The exhibition consists of an installation that integrates two large mural drawings Here is a strange and Bitter Crop, and six smaller pieces of drawn work “Bed Works/Beautiful Fruit”; as the artist explains in a video accompanying the show, Ababri chose his materials and practice as a means of rejecting artistic conventions that have served as tools of oppression, opting for crayons and drawing paper. With these tools, Ababri creates work that echoes with a multitude of artistic references but maintains an originality that is bracing, challenging and raw in its exploration of the sexualised, male and homosexual, Black body. It is both beautiful and disturbing work. The main mural that dominates the centre of the space, enclosed in a cage that is both a football field and stage, is a reference to footballer Justin Fashanu – who acts as a sort of presiding spirit over the show.

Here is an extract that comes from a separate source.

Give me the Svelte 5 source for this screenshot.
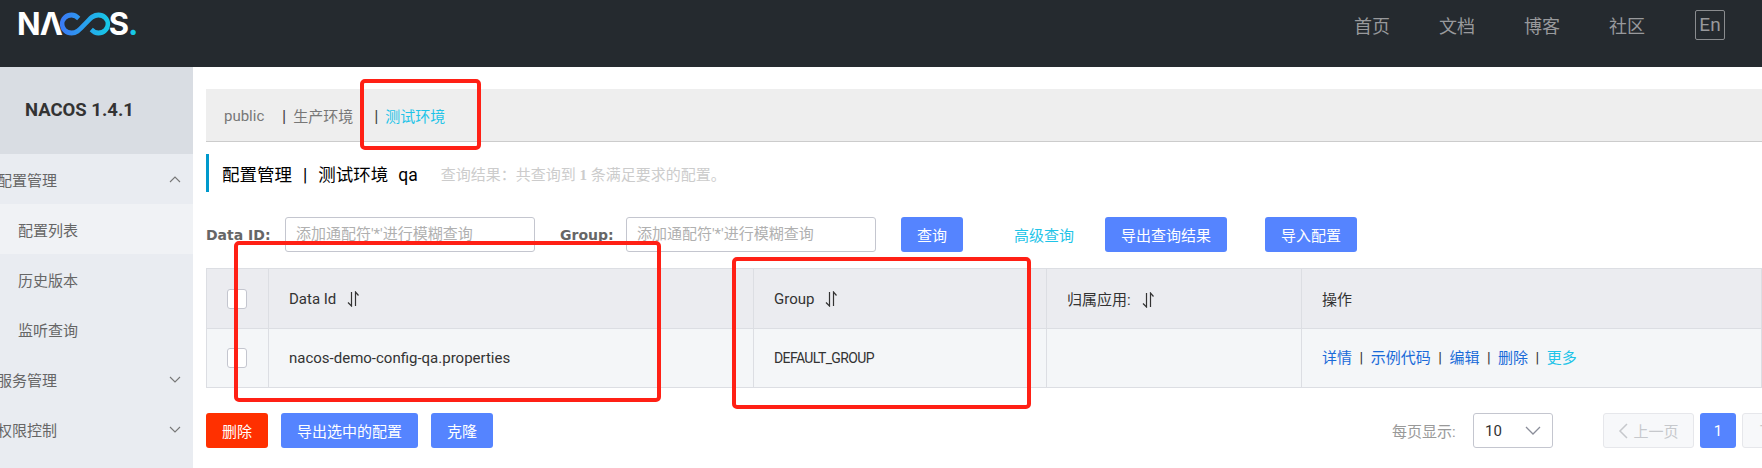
<script lang="ts">
  const navLinks = ["首页", "文档", "博客", "社区"];
  const menu = [
    { label: "配置管理", open: true, children: ["配置列表", "历史版本", "监听查询"] },
    { label: "服务管理", open: false, children: [] },
    { label: "权限控制", open: false, children: [] },
  ];
  const rowLinks = ["详情", "示例代码", "编辑", "删除"];
</script>

{#snippet sortIcon()}
  <svg class="sort" width="13" height="16" viewBox="0 0 13 16" fill="none" stroke="currentColor" stroke-width="1.2">
    <path d="M4.5 1v14L1 11.5" />
    <path d="M8.5 15V1l3 3.5" />
  </svg>
{/snippet}

<div class="page">
  <header class="topbar">
    <div class="logo" aria-label="NACOS">
      <span>NΛ</span>
      <svg class="loop" width="52" height="24" viewBox="0 0 58 24" preserveAspectRatio="none" fill="none" stroke-width="5">
        <defs>
          <linearGradient id="lg" x1="0" x2="1" y1="0" y2="0">
            <stop offset="0" stop-color="#3a7bf5" />
            <stop offset="1" stop-color="#17c7e6" />
          </linearGradient>
        </defs>
        <path d="M22 6.500C19.500 4 17 3 14 3 8 3 3.500 7 3.500 12s4.500 9 10.500 9c6 0 9-3.500 15-9s9-9 15-9 10.500 4 10.500 9-4.500 9-10.500 9c-3 0-5.500-1-8-3.500" stroke="url(#lg)" />
      </svg>
      <span>S</span><span class="dot">.</span>
    </div>
    <nav class="nav">
      {#each navLinks as link}
        <span class="nav-link">{link}</span>
      {/each}
      <span class="lang">En</span>
    </nav>
  </header>

  <div class="body">
    <aside class="sidebar">
      <div class="brand">NACOS 1.4.1</div>
      {#each menu as item}
        <div class="menu-item">
          <span class="menu-label">{item.label}</span>
          <svg class="chev" class:up={item.open} width="12" height="7" viewBox="0 0 12 7" fill="none" stroke="currentColor" stroke-width="1.1">
            <path d="M1 1l5 5 5-5" />
          </svg>
        </div>
        {#each item.children as child, i}
          <div class="sub-item" class:active={i === 0}>{child}</div>
        {/each}
      {/each}
    </aside>

    <main class="main">
      <div class="tabs">
        <span class="tab first">public</span>
        <span class="tab"><i>|</i>生产环境</span>
        <span class="tab current"><i>|</i><b>测试环境</b></span>
      </div>

      <div class="title">
        <span class="title-text">配置管理<em>|</em>测试环境<u>qa</u></span>
        <span class="result">查询结果：共查询到 <strong>1</strong> 条满足要求的配置。</span>
      </div>

      <div class="search">
        <span class="field-label first-label">Data ID:</span>
        <div class="input">添加通配符'*'进行模糊查询</div>
        <span class="field-label group-label">Group:</span>
        <div class="input">添加通配符'*'进行模糊查询</div>
        <button class="btn query">查询</button>
        <span class="advanced">高级查询</span>
        <button class="btn export">导出查询结果</button>
        <button class="btn import">导入配置</button>
      </div>

      <table class="table">
        <colgroup>
          <col style="width:62px" />
          <col style="width:485px" />
          <col style="width:293px" />
          <col style="width:255px" />
          <col />
        </colgroup>
        <thead>
          <tr>
            <th class="check"><span class="box"></span></th>
            <th>Data Id{@render sortIcon()}</th>
            <th>Group{@render sortIcon()}</th>
            <th>归属应用:{@render sortIcon()}</th>
            <th>操作</th>
          </tr>
        </thead>
        <tbody>
          <tr>
            <td class="check"><span class="box"></span></td>
            <td>nacos-demo-config-qa.properties</td>
            <td class="group-name">DEFAULT_GROUP</td>
            <td></td>
            <td class="ops">{#each rowLinks as link}<span class="op">{link}</span><span class="sep">|</span>{/each}<span class="more">更多</span></td>
          </tr>
        </tbody>
      </table>

      <div class="footer">
        <button class="btn danger">删除</button>
        <button class="btn export-selected">导出选中的配置</button>
        <button class="btn clone">克隆</button>
        <div class="pager">
          <span class="per-page">每页显示:</span>
          <div class="select">
            <span>10</span>
            <svg width="16" height="9" viewBox="0 0 16 9" fill="none" stroke="#8a8d99" stroke-width="1.3"><path d="M1 1l7 7 7-7" /></svg>
          </div>
          <div class="page-btn prev">
            <svg width="10" height="16" viewBox="0 0 10 16" fill="none" stroke="#c6c8cc" stroke-width="1.5"><path d="M9 1L2 8l7 7" /></svg>
            上一页
          </div>
          <div class="page-btn now">1</div>
          <div class="page-btn next">下一页</div>
        </div>
      </div>
    </main>
  </div>

  <div class="mark mark-tab"></div>
  <div class="mark mark-id"></div>
  <div class="mark mark-group"></div>
</div>

<style>
  :global(body) {
    margin: 0;
    background: #fff;
  }
  .page {
    position: relative;
    width: 1762px;
    height: 468px;
    overflow: hidden;
    font-family: Roboto, "Noto Sans CJK SC", sans-serif;
    font-size: 15px;
    color: #333;
  }
  .topbar {
    height: 67px;
    background: #252a2f;
    display: flex;
    justify-content: space-between;
    align-items: flex-start;
  }
  .logo {
    display: flex;
    align-items: center;
    height: 24px;
    margin: 12px 0 0 17px;
    color: #fff;
    font-family: Inter, sans-serif;
    font-size: 31px;
    font-weight: 700;
    line-height: 24px;
    letter-spacing: -1px;
  }
  .loop {
    margin: 0 -2px 0 -3px;
    flex: none;
  }
  .dot {
    color: #17c7e6;
  }
  .nav {
    display: flex;
    align-items: center;
    margin: 10px 37px 0 0;
    color: #98999c;
    font-size: 18px;
  }
  .nav-link {
    margin-right: 49px;
  }
  .lang {
    width: 28px;
    height: 28px;
    margin-left: 1px;
    border: 1px solid #8a8c8f;
    border-radius: 2px;
    text-align: center;
    line-height: 27px;
    font-size: 19px;
  }
  .body {
    display: flex;
    height: 401px;
  }
  .sidebar {
    width: 193px;
    flex: none;
    background: #e9ecf1;
    overflow: hidden;
    color: #666;
    font-size: 15px;
  }
  .brand {
    height: 87px;
    background: #d9dde3;
    color: #333;
    font-size: 18.500px;
    font-weight: 700;
    line-height: 87px;
    padding-left: 25px;
  }
  .menu-item {
    height: 50px;
    display: flex;
    align-items: center;
    justify-content: space-between;
    padding-right: 12px;
  }
  .menu-label {
    margin-left: -3px;
  }
  .chev {
    color: #777;
  }
  .chev.up {
    transform: rotate(180deg);
  }
  .sub-item {
    height: 50px;
    line-height: 54px;
    padding-left: 18px;
  }
  .sub-item.active {
    background: #f0f2f5;
  }
  .main {
    flex: 1;
    min-width: 0;
    padding: 22px 0 0 13px;
  }
  .tabs {
    height: 51px;
    padding: 1px 0 0 18px;
    background: #eee;
    border-bottom: 1px solid #ccc;
    display: flex;
    align-items: center;
    color: #777;
    font-size: 15px;
  }
  .tab {
    display: inline-flex;
    align-items: center;
  }
  .tab.first {
    width: 58px;
  }
  .tab.current {
    margin-left: 21px;
  }
  .tab i {
    font-style: normal;
    color: #444;
    font-size: 17px;
    margin-right: 7px;
  }
  .tab b {
    font-weight: 400;
    color: #1fc4e8;
  }
  .title {
    display: flex;
    align-items: center;
    height: 38px;
    margin-top: 12px;
    padding-left: 13px;
    border-left: 3px solid #09c;
  }
  .title-text {
    font-size: 17.500px;
    color: #000;
  }
  .title-text em {
    font-style: normal;
    margin: 0 11px;
  }
  .title-text u {
    text-decoration: none;
    margin-left: 10px;
  }
  .result {
    margin-left: 23px;
    color: #ccc;
    font-size: 15px;
  }
  .result strong {
    font-family: "Liberation Serif", serif;
  }
  .search {
    display: flex;
    align-items: center;
    height: 35px;
    margin-top: 25px;
  }
  .field-label {
    font-family: "DejaVu Sans", "Noto Sans CJK SC", sans-serif;
    font-size: 14px;
    font-weight: 700;
    color: #666;
  }
  .first-label {
    width: 79px;
    flex: none;
  }
  .group-label {
    width: 66px;
    flex: none;
    margin-left: 25px;
  }
  .input {
    width: 250px;
    height: 35px;
    flex: none;
    box-sizing: border-box;
    padding-left: 10px;
    border: 1px solid #c4c6cf;
    border-radius: 3px;
    color: #b0b0b0;
    line-height: 33px;
  }
  .btn {
    height: 35px;
    flex: none;
    padding: 0;
    border: 0;
    border-radius: 3px;
    background: #5584ff;
    color: #fff;
    font: inherit;
  }
  .query {
    width: 62px;
    margin-left: 25px;
  }
  .advanced {
    margin-left: 51px;
    color: #1fc4e8;
  }
  .export {
    width: 122px;
    margin-left: 31px;
  }
  .import {
    width: 92px;
    margin-left: 38px;
  }
  .table {
    width: 1556px;
    margin-top: 16px;
    border-collapse: collapse;
    table-layout: fixed;
  }
  th,
  td {
    border: 1px solid #dcdee3;
    padding: 0 0 0 20px;
    text-align: left;
    font-weight: 400;
    color: #333;
  }
  th {
    height: 59px;
    background: #ebecf0;
  }
  td {
    height: 58px;
    background: #f4f6f8;
  }
  .check {
    padding: 0 0 0 20px;
  }
  .box {
    display: block;
    width: 18px;
    height: 18px;
    border: 1px solid #c4c6cf;
    border-radius: 3px;
    background: #fff;
  }
  .sort {
    margin-left: 11px;
    vertical-align: -3px;
  }
  .group-name {
    font-size: 14px;
    letter-spacing: -0.6px;
  }
  .ops {
    height: 54px;
    padding-bottom: 4px;
  }
  .op {
    color: #1a6bd8;
  }
  .sep {
    margin: 0 7.500px;
  }
  .more {
    color: #1fc4e8;
  }
  .footer {
    display: flex;
    align-items: center;
    margin-top: 25px;
  }
  .danger {
    width: 62px;
    background: #ff3000;
  }
  .export-selected {
    width: 137px;
    margin-left: 13px;
  }
  .clone {
    width: 62px;
    margin-left: 13px;
  }
  .pager {
    display: flex;
    align-items: center;
    margin-left: 899px;
    flex: none;
  }
  .per-page {
    width: 81px;
    color: #999;
    white-space: nowrap;
  }
  .select {
    width: 80px;
    height: 35px;
    box-sizing: border-box;
    display: flex;
    align-items: center;
    justify-content: space-between;
    padding: 0 11px;
    border: 1px solid #c4c6cf;
    border-radius: 3px;
    font-size: 15px;
  }
  .page-btn {
    height: 35px;
    box-sizing: border-box;
    display: flex;
    align-items: center;
    justify-content: center;
    border-radius: 3px;
  }
  .prev,
  .next {
    border: 1px solid #e6e7eb;
    background: #f7f8fa;
    color: #c6c8cc;
  }
  .prev {
    width: 91px;
    gap: 5px;
    margin-left: 50px;
  }
  .now {
    width: 36px;
    margin-left: 6px;
    background: #5584ff;
    color: #fff;
  }
  .next {
    width: 80px;
    flex: none;
    margin-left: 6px;
  }
  .mark {
    position: absolute;
    box-sizing: border-box;
    border: 4px solid #ff2015;
    border-radius: 5px;
  }
  .mark-tab {
    left: 360px;
    top: 79px;
    width: 121px;
    height: 71px;
  }
  .mark-id {
    left: 234px;
    top: 241px;
    width: 427px;
    height: 161px;
  }
  .mark-group {
    left: 732px;
    top: 257px;
    width: 299px;
    height: 152px;
  }
</style>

Ababri draws inferences from Fashanu’s spirit to describe the struggle of other groups, in particular, other groups of men of colour with which he personally identifies – and the commonality of the football ground which metaphorically acted as both stage and executioner’s scaffold for Fashanu, as it has literally been in Taliban-ruled Afghanistan. This work hauntingly draws out this connection between the social space, and the murderous possibility of the crowd. This suggestion of the intersectionality of suffering and threat to queer, brown bodies all over the world from a whipped up majority is subtly and effectively evoked in this work. The smaller pieces in the exhibition draw on a global artistic iconography, influenced explicitly by pornographic videos – one of the most challenging aspects of this work. Are these men fucking or is this love? It evokes the confusion that exists for marginalised bodies that, in mainstream contexts, are rarely represented in intimate, loving or emotional ways. As in many hardcore pornographic representations, it is deliberately unclear whether these men are engaged in loving acts or mechanistically fucking, acting out a romantic fantasy version of the-love-that-dare-not-speak-its name, or performing emotionless acts of athleticism at the demand of a disembodied audience.

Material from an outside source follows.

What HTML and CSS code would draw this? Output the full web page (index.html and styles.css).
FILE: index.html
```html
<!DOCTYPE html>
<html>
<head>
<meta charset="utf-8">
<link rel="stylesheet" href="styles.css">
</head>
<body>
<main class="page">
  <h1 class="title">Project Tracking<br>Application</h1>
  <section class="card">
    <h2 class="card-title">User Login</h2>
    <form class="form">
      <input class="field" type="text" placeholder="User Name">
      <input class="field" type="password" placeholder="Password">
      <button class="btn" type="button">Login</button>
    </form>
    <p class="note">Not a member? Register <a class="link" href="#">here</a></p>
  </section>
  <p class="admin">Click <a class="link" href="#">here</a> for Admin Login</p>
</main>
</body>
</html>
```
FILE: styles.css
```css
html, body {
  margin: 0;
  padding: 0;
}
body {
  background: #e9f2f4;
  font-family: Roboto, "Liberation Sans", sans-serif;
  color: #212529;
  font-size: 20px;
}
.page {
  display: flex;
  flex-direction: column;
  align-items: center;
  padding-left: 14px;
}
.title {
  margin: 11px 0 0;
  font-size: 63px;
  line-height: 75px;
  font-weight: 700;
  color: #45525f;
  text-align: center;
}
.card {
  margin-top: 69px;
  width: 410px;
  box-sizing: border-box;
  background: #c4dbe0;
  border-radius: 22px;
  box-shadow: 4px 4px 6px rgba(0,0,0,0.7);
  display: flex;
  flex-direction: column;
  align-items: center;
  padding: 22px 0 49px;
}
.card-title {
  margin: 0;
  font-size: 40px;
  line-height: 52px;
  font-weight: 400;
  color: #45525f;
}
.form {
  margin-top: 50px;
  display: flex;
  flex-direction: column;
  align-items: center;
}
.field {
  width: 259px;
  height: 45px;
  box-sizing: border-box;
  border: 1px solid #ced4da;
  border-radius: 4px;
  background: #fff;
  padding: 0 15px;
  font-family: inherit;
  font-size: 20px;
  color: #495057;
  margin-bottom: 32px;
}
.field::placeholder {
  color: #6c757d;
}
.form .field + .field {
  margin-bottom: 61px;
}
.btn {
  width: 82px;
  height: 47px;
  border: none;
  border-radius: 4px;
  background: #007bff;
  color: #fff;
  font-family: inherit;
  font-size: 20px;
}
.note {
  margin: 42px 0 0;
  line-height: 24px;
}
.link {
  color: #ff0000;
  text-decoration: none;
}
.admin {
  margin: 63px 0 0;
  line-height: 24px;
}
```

The work also draws on globally diverse traditions of representing the erotic, most readily calling to mind images of the Indian Kama Sutra, as well as the European, hyper-sexualised physicality of Tom of Finland. Yet, it is emphatically the pain of the Black body that Ababri mines for this work; a fact underscored by the title of the show; the haunting final lyric of Strange Fruit, made famous by Billie Holiday, and subsequently revived by Nina Simone, and then sampled by Kanye, as protest and comment on the violence visited upon the perceived-as-disposable bodies of Black men.
The men in Ababri’s visual images are represented in various sexual positions against a background that seems almost bucolic, until Ababri reveals that they represent the cotton fields of Black enslavement. It underscores the idea that ‘gay-for-pay’ hardcore porn performance is also commodified as labour in the same way that Justin Fashanu, England’s first £1million footballer, was a valuable commodity who, on public revelation of his sexuality, was so quickly discarded by ‘loyal’ football fans, tabloid journalists seeking to sell newspapers, fair-weather ‘friends’ making false accusations to secure out-of-court settlements, and family more concerned with respectability and their own careers than the complexity of Justin’s humanity. Ababri seeks to comment on the fact that dominant representations of same-sex intimacy are of African-American men; exploited or co-opted in the service of commercial interests, yet also serving as a viscerally powerful representation of visibility.
There is a sense in which Ababri’s stated intention of intersectionality doesn’t entirely come together in his work – and the show itself borders on the exploitation of the Black body – after all, what is represented here is the Black body as a signifier for global pain – and as such the Black body as ultimate victim. Ababri’s gaze does not seem, at least to this reviewer, to be one of identifying with the struggles of these subjects, rather they seem both vulnerable and consumable. Whether Ababri is challenging the reality of the broader queer consumption of Black gay masculinity as of low value and disposable, or adding his voice in confirmation of this position is an open question – this work echoes the broader perspective in which sexually performative Black bodies are hyper-visible yet silent and disposable. It is unclear whether Ababri intends this potentially exploitative vein to his work; his foregrounding of Justin Fashanu suggests a recognition of the power of visibility and naming – but the nuanced inter-weaving of painful experiences in Here is a strange and Bitter Crop does not really occur in Bed Works/Beautiful Fruit. These focus on the Black body, with only one piece representing a different ethnicity, in a way that seems out of step and tokenistic.
Ababri’s work in other contexts does not focus solely on the Black body, as the accompanying video commentary to the show makes clear. It is perhaps an omission in the curation of this show, that while it allows a powerful focus on its themes, it robs us of a wider view of Ababri’s oeuvre. Still, who benefits from this exhibition of Black pain is a question that is always pertinent to ask. More pleasingly, Ababri’s artistic methods produce a bracing liveliness of colour and form that is joyous – and he’s also not shy of naming his influences, citing Bruce Nauman as an influence on the first and last work in the show. This stylised drawing of a man scheduled to be hung who escapes his noose – and, as Ababri explains, begins to dance, is suggestively disordered and sharp-edged, as if the body itself is a weapon against itself. In this piece, Ababri seems to say that it is possible to escape the noose of social oppression, but in the show taken as a whole, body and person remain disordered by the cost and pain of visibility – a pain that Ababri risks joining a long line of cultural producers in harvesting.